Je considère que sur un dossier précis dont se saisirait librement une collectivité, elle ne pourrait en assurer le financement qu'avec un seul partenaire. Or, à l'heure actuelle, nous en rencontrons parfois cinq ou six, voire plus.
Ce qui est passif, en revanche, c'est ce qui peut être assuré par un seul niveau de collectivités dans la plus grande transparence, par exemple le sport ou la culture. Est-il besoin sur un même territoire pour traiter une subvention culturelle que cinq directions des sports se saisissent de la question, parfois pour des sommes extrêmement faibles ?

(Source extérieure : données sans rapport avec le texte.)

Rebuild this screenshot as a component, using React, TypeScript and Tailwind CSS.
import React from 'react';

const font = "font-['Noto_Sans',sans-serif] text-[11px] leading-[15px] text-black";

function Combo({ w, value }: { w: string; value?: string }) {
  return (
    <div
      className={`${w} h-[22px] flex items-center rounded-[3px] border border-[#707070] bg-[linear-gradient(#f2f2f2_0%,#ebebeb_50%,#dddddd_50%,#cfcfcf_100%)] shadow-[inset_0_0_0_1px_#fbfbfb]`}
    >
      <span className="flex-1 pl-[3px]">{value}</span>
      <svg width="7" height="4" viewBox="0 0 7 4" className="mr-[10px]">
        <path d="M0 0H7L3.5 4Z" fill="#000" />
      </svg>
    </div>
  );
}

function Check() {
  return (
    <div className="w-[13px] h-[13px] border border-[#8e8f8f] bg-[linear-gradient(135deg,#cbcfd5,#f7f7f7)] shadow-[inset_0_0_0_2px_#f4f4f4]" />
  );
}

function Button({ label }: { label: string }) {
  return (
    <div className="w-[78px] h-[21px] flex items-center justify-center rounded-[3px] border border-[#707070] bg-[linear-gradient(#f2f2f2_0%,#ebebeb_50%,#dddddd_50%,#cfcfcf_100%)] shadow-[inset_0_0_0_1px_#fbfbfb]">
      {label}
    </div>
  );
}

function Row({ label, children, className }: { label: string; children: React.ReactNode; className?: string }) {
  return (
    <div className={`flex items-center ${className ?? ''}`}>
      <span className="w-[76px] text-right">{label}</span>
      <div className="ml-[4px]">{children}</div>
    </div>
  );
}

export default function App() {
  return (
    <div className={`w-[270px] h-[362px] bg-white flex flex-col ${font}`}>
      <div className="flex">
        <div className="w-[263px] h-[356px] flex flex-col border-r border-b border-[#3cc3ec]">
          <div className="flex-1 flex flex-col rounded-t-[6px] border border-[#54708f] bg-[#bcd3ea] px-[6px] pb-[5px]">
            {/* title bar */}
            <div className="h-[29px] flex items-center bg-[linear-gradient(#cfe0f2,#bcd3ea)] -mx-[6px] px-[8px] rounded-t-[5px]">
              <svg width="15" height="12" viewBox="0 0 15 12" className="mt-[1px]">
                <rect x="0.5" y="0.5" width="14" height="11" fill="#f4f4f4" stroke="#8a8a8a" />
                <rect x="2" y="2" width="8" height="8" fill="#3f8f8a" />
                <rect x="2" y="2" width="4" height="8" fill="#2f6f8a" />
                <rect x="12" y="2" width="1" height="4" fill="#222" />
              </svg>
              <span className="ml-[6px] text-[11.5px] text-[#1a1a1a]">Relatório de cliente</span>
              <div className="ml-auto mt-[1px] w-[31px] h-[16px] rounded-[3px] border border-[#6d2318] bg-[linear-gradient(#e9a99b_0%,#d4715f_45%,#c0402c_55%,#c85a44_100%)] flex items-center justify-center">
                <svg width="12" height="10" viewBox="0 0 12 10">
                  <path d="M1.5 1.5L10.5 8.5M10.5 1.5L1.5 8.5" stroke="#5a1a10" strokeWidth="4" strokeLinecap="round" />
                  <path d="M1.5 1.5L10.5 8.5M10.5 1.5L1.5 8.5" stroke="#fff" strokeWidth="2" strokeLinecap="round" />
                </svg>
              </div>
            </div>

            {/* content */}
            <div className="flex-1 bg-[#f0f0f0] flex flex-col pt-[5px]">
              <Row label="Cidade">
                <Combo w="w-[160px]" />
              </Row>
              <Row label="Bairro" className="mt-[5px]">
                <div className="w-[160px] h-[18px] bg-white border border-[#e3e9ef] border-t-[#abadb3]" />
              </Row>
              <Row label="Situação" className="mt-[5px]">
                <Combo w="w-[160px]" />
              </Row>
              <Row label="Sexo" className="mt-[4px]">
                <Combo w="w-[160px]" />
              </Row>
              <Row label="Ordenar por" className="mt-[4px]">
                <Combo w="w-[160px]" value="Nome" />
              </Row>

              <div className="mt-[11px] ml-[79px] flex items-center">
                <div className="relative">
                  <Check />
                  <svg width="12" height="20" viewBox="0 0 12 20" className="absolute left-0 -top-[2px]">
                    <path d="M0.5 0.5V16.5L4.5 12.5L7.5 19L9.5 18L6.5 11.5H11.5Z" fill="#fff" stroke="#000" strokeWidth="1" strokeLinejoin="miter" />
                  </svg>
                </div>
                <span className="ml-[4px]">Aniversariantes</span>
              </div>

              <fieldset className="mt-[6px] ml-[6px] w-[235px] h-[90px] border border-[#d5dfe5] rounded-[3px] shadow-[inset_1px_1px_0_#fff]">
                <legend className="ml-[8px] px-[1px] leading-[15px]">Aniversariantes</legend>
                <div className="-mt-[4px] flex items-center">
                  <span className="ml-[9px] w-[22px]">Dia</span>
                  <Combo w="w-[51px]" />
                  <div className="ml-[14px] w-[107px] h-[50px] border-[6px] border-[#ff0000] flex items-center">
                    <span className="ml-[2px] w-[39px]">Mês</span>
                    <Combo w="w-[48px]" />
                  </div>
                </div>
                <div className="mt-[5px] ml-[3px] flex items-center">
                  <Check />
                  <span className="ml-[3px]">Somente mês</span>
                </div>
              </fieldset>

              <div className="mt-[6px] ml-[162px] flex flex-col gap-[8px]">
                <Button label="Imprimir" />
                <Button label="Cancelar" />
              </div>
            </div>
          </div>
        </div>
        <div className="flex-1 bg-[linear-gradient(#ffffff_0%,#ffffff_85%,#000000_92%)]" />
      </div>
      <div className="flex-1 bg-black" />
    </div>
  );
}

Pour en finir, il me semble que chaque compétence doit être mise au bon niveau avec un minimum de superpositions. Je vous propose également de replacer les régions à leur bon niveau, un niveau supérieur avec de véritables missions comme la santé, l'université ou l'environnement et une capacité d'intervention sur la cohérence des voies de communication.

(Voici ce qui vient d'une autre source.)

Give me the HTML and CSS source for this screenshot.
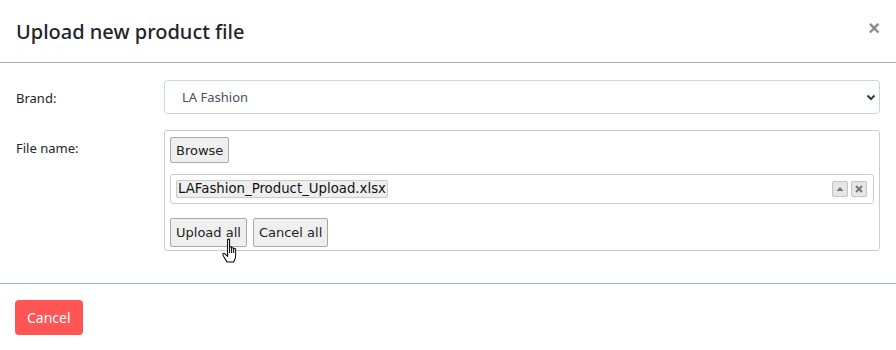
FILE: index.html
```html
<!DOCTYPE html>
<html>
<head>
    <title>Upload new product file</title>
    <link rel="stylesheet" href="styles.css">
</head>
<body>
    <div class="modal">
        <div class="modal-header">
            <h5 class="modal-title">Upload new product file</h5>
            <button class="close" type="button">&times;</button>
        </div>

        <div class="modal-body">
            <div class="form-row">
                <label class="form-label">Brand:</label>
                <div class="select-wrap">
                    <select class="form-select">
                        <option>LA Fashion</option>
                    </select>
                    <svg class="chevron" width="10" height="8" viewBox="0 0 10 8">
                        <path d="M1.5 2.5 L5 6 L8.5 2.5" fill="none" stroke="#343a40" stroke-width="2"/>
                    </svg>
                </div>
            </div>

            <div class="form-row">
                <label class="form-label">File name:</label>
                <div class="uploader">
                    <div><button class="btn-plain" type="button">Browse</button></div>
                    <div class="file-list">
                        <span class="file-tag">LAFashion_Product_Upload.xlsx</span>
                        <div class="file-actions">
                            <span class="mini-btn">
                                <svg width="8" height="6" viewBox="0 0 8 6"><path d="M0.5 5 L4 1 L7.5 5 Z" fill="#777"/></svg>
                            </span>
                            <span class="mini-btn">
                                <svg width="8" height="8" viewBox="0 0 8 8"><path d="M1 1 L7 7 M7 1 L1 7" stroke="#777" stroke-width="2"/></svg>
                            </span>
                        </div>
                    </div>
                    <div class="upload-actions">
                        <button class="btn-plain btn-tall" type="button">Upload all</button>
                        <button class="btn-plain btn-tall" type="button">Cancel all</button>
                        <!-- mouse pointer from the screenshot -->
                        <svg class="pointer" width="19" height="28" viewBox="0 0 17 25">
                            <path d="M5 1.5 C5 0.8 6.8 0.8 6.8 1.5 L6.8 10 L6.8 8.5 C6.8 7.6 8.6 7.6 8.6 8.5 L8.6 10.5 L8.6 9.3 C8.6 8.4 10.4 8.4 10.4 9.3 L10.4 11 L10.4 10 C10.4 9.1 12.2 9.1 12.2 10 L12.2 16 C12.2 18.5 11 20 10.5 21.5 L4.5 21.5 C3.5 19.5 1.5 17 0.8 15 C0.4 13.8 1.6 13.2 2.5 14 L5 16.5 Z" fill="#fff" stroke="#000" stroke-width="0.9" stroke-linejoin="round"/>
                            <path d="M6.8 10 L6.8 13.5 M8.6 10.5 L8.6 13.5 M10.4 11 L10.4 13.5" stroke="#000" stroke-width="0.9"/>
                        </svg>
                    </div>
                </div>
            </div>
        </div>

        <div class="modal-footer">
            <button class="btn-danger" type="button">Cancel</button>
        </div>
    </div>
</body>
</html>
```

FILE: styles.css
```css
body {
    margin: 0;
    background: #fff;
    font-family: "Noto Sans", "Open Sans", Arial, sans-serif;
    color: #212529;
}
.modal {
    width: 896px;
}
.modal-header {
    display: flex;
    align-items: center;
    justify-content: space-between;
    height: 63px;
    padding: 0 16px;
    box-sizing: border-box;
    border-bottom: 1px solid #9fb3be;
}
.modal-title {
    margin: 0;
    font-size: 20px;
    font-weight: 500;
    line-height: 30px;
    padding-top: 2px;
}
.close {
    border: 0;
    background: none;
    padding: 0;
    margin-top: -6px;
    margin-right: 0;
    font-family: Arial, sans-serif;
    font-size: 20px;
    font-weight: bold;
    color: #888;
    line-height: 1;
}
.modal-body {
    padding: 17px 16px 16px;
}
.form-row {
    display: grid;
    grid-template-columns: 148px 1fr;
    margin-bottom: 16px;
}
.form-label {
    font-size: 13px;
    padding-top: 9px;
    line-height: 18px;
}
.select-wrap {
    position: relative;
}
.form-select {
    appearance: none;
    -webkit-appearance: none;
    display: block;
    width: 100%;
    height: 34px;
    padding: 0 17px;
    font-family: inherit;
    font-size: 13px;
    color: #495057;
    background: #fff;
    border: 1px solid #ced4da;
    border-radius: 4px;
}
.chevron {
    position: absolute;
    right: 4px;
    top: 13px;
}
.uploader {
    display: flex;
    flex-direction: column;
    padding: 6px 5px 3px;
    border: 1px solid #ccc;
    border-radius: 3px;
    font-family: "DejaVu Sans", Verdana, sans-serif;
}
.btn-plain {
    font-family: "DejaVu Sans", Verdana, sans-serif;
    font-size: 13px;
    color: #222;
    background: #efefef;
    border: 1px solid #a9a9a9;
    border-radius: 2px;
    height: 26px;
    padding: 0 5px;
}
.btn-tall {
    height: 29px;
}
.file-list {
    display: flex;
    align-items: center;
    justify-content: space-between;
    height: 30px;
    margin-top: 11px;
    padding: 0 6px 0 5px;
    box-sizing: border-box;
    border: 1px solid #ccc;
    border-radius: 3px;
}
.file-tag {
    font-size: 13.3px;
    line-height: 16px;
    padding: 0 1px;
    background: #eee;
    border: 1px solid #ccc;
    border-radius: 2px;
    color: #111;
}
.file-actions {
    display: flex;
    gap: 3px;
}
.mini-btn {
    display: flex;
    align-items: center;
    justify-content: center;
    width: 14px;
    height: 14px;
    background: #e6e6e6;
    border: 1px solid #c4c4c4;
    border-radius: 2px;
}
.upload-actions {
    position: relative;
    display: flex;
    gap: 6px;
    margin-top: 14px;
}
.pointer {
    position: absolute;
    left: 52px;
    top: 20px;
}
.modal-footer {
    border-top: 1px solid #a9b2b9;
    padding: 16px 15px;
}
.btn-danger {
    font-family: inherit;
    font-size: 14px;
    color: #fff;
    background: #ff5555;
    border: 0;
    border-radius: 4px;
    height: 35px;
    padding: 0 12px;
}
```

Les compétences des régions doivent être élargies et les élus issus des collectivités. L'État, quant à lui, doit réduire sérieusement la voilure. Ce n'est que dans ces conditions que nous pourrons établir de véritables relations entre l'État et les collectivités et que notre compétitivité connaîtra un renouveau.

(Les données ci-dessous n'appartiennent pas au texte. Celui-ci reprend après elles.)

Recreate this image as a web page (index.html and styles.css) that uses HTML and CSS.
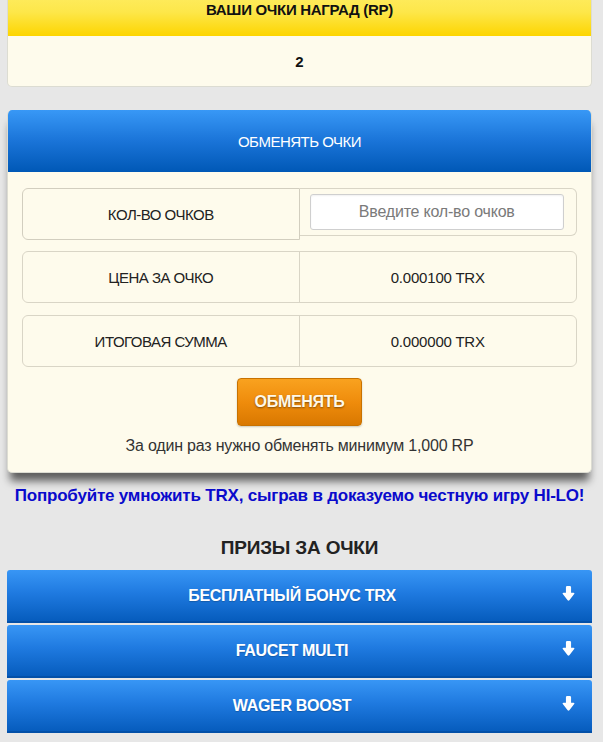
FILE: index.html
```html
<!DOCTYPE html>
<html lang="ru">
<head>
<meta charset="utf-8">
<title>Очки наград</title>
<link rel="stylesheet" href="styles.css">
</head>
<body>
<div class="wrap">
  <section class="card card-rp">
    <div class="rp-head">ВАШИ ОЧКИ НАГРАД (RP)</div>
    <div class="rp-body">2</div>
  </section>

  <section class="card card-exchange">
    <div class="ex-head">ОБМЕНЯТЬ ОЧКИ</div>
    <div class="ex-body">
      <div class="row row-input">
        <div class="cell label tall">КОЛ-ВО ОЧКОВ</div>
        <div class="cell inputcell">
          <input class="field" type="text" placeholder="Введите кол-во очков">
        </div>
      </div>
      <div class="row">
        <div class="cell label">ЦЕНА ЗА ОЧКО</div>
        <div class="cell value">0.000100 TRX</div>
      </div>
      <div class="row">
        <div class="cell label">ИТОГОВАЯ СУММА</div>
        <div class="cell value">0.000000 TRX</div>
      </div>
      <button class="btn-exchange" type="button">ОБМЕНЯТЬ</button>
      <p class="note">За один раз нужно обменять минимум 1,000 RP</p>
    </div>
  </section>

  <p class="promo">Попробуйте умножить TRX, сыграв в доказуемо честную игру HI-LO!</p>

  <h2 class="prizes-title">ПРИЗЫ ЗА ОЧКИ</h2>

  <div class="prizes">
    <div class="prize">БЕСПЛАТНЫЙ БОНУС TRX
      <svg class="arrow" viewBox="0 0 12 14" width="13" height="15"><path d="M3.6 1.2Q3.6 0 4.8 0h2.4q1.2 0 1.2 1.2v5.1h2.3q1.4 0 .6 1.1L6.8 13.2q-.8.9-1.6 0L.7 7.4q-.8-1.1.6-1.1h2.3z" fill="#fff"/></svg>
    </div>
    <div class="prize">FAUCET MULTI
      <svg class="arrow" viewBox="0 0 12 14" width="13" height="15"><path d="M3.6 1.2Q3.6 0 4.8 0h2.4q1.2 0 1.2 1.2v5.1h2.3q1.4 0 .6 1.1L6.8 13.2q-.8.9-1.6 0L.7 7.4q-.8-1.1.6-1.1h2.3z" fill="#fff"/></svg>
    </div>
    <div class="prize">WAGER BOOST
      <svg class="arrow" viewBox="0 0 12 14" width="13" height="15"><path d="M3.6 1.2Q3.6 0 4.8 0h2.4q1.2 0 1.2 1.2v5.1h2.3q1.4 0 .6 1.1L6.8 13.2q-.8.9-1.6 0L.7 7.4q-.8-1.1.6-1.1h2.3z" fill="#fff"/></svg>
    </div>
  </div>
</div>
</body>
</html>
```

FILE: styles.css
```css
* { box-sizing: border-box; }

html, body {
  margin: 0;
  padding: 0;
  background: #e7e7e7;
  font-family: "Liberation Sans", Arial, sans-serif;
  color: #222;
}

.wrap {
  padding: 0 11px 0 7px;
}

.card {
  border-radius: 5px;
  overflow: hidden;
  background: #fefbec;
}

.card-rp {
  margin-top: -24px;
  border: 1px solid #dcdcd2;
  border-top: none;
}

.rp-head {
  height: 60px;
  padding-top: 25px;
  text-align: center;
  font-weight: bold;
  font-size: 15px;
  letter-spacing: -0.3px;
  color: #111;
  background: linear-gradient(to bottom, #fff176 0%, #fde74a 60%, #fdd500 100%);
}

.rp-body {
  height: 50px;
  display: flex;
  align-items: center;
  justify-content: center;
  font-weight: bold;
  font-size: 15px;
  color: #111;
}

.card-exchange {
  margin-top: 23px;
  box-shadow: 0 11px 9px -3px rgba(0, 0, 0, 0.6);
  border: 1px solid #dcdcd2;
  border-top: none;
}

.ex-head {
  height: 62px;
  display: flex;
  align-items: center;
  justify-content: center;
  color: #fff;
  font-size: 15px;
  letter-spacing: -0.5px;
  background: linear-gradient(to bottom, #3898f6 0%, #1a74d8 50%, #0058b6 100%);
}

.ex-body {
  padding: 16px 14px 17px;
  display: flex;
  flex-direction: column;
  align-items: center;
}

.row {
  width: 100%;
  display: flex;
  align-items: flex-start;
  height: 52px;
  border: 1px solid #d9d5c6;
  border-radius: 6px;
  margin-bottom: 12px;
}

.row-input {
  border: none;
  margin-bottom: 11px;
}

.cell {
  flex: 1 1 50%;
  height: 100%;
  display: flex;
  align-items: center;
  justify-content: center;
  font-size: 15px;
  letter-spacing: -0.5px;
  color: #222;
}

.cell.value {
  letter-spacing: -0.2px;
}

.cell.label {
  border-right: 1px solid #d9d5c6;
}

.row-input .cell.label {
  border: 1px solid #d2cebf;
  border-radius: 6px 0 0 6px;
  height: 52px;
}

.cell.inputcell {
  height: 48px;
  border: 1px solid #d9d5c6;
  border-left: none;
  border-radius: 0 6px 6px 0;
  padding: 5px 12px 0 10px;
  align-items: flex-start;
}

.field {
  width: 100%;
  height: 36px;
  border: 1px solid #cfcfcf;
  border-radius: 3px;
  background: #fff;
  font-family: "Liberation Sans", Arial, sans-serif;
  font-size: 16px;
  letter-spacing: -0.2px;
  text-align: center;
  color: #333;
  box-shadow: inset 0 1px 2px rgba(0,0,0,0.06);
}

.field::placeholder {
  color: #7a7a7a;
}

.btn-exchange {
  margin-top: -1px;
  width: 125px;
  height: 48px;
  border: 1px solid #c87200;
  border-radius: 4px;
  background: linear-gradient(to bottom, #f9a21f 0%, #ef8c0c 50%, #d97800 100%);
  color: #fff8e8;
  font-family: "Liberation Sans", Arial, sans-serif;
  font-weight: bold;
  font-size: 16px;
  letter-spacing: -0.3px;
  text-shadow: 0 1px 2px rgba(0,0,0,0.45);
  box-shadow: 0 1px 2px rgba(0,0,0,0.2);
}

.note {
  margin: 11px 0 0;
  font-size: 16px;
  letter-spacing: -0.2px;
  color: #333;
}

.promo {
  margin: 13px 0 0;
  text-align: center;
  font-weight: bold;
  font-size: 17px;
  letter-spacing: -0.2px;
  color: #0a0acc;
}

.prizes-title {
  margin: 31px 0 0;
  text-align: center;
  font-size: 19px;
  font-weight: bold;
  color: #222;
  letter-spacing: -0.2px;
}

.prizes {
  margin-top: 11px;
  display: flex;
  flex-direction: column;
  gap: 2px;
}

.prize {
  position: relative;
  height: 53px;
  display: flex;
  align-items: center;
  justify-content: center;
  padding-right: 15px;
  color: #fff;
  font-weight: bold;
  font-size: 16px;
  letter-spacing: -0.3px;
  border-radius: 3px 3px 0 0;
  background: linear-gradient(to bottom, #3896f5 0%, #1f7ae0 45%, #065cbd 100%);
  border-bottom: 2px solid #0350a8;
  text-shadow: 0 1px 1px rgba(0,0,0,0.2);
}

.arrow {
  position: absolute;
  right: 17px;
  top: 16px;
}
```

Au fil des ans, j'ai le sentiment que l'État fonctionnarise de plus en plus les collectivités par le biais des dotations financières qu'il maîtrise. L'exemple de la révision du contrat de croissance et de solidarité montre à l'évidence qu'une décision en apparence minime peut mettre en difficulté une collectivité.
Vous l'aurez remarqué, madame la ministre, je me suis un peu éloigné du sujet qui nous occupe. Mais la mission que nous examinons est si particulière que je me suis permis de vous faire part de quelques idées.
En conclusion, je voterai avec grand plaisir votre budget, qui me paraît conforme aux orientations retenues par la commission des finances.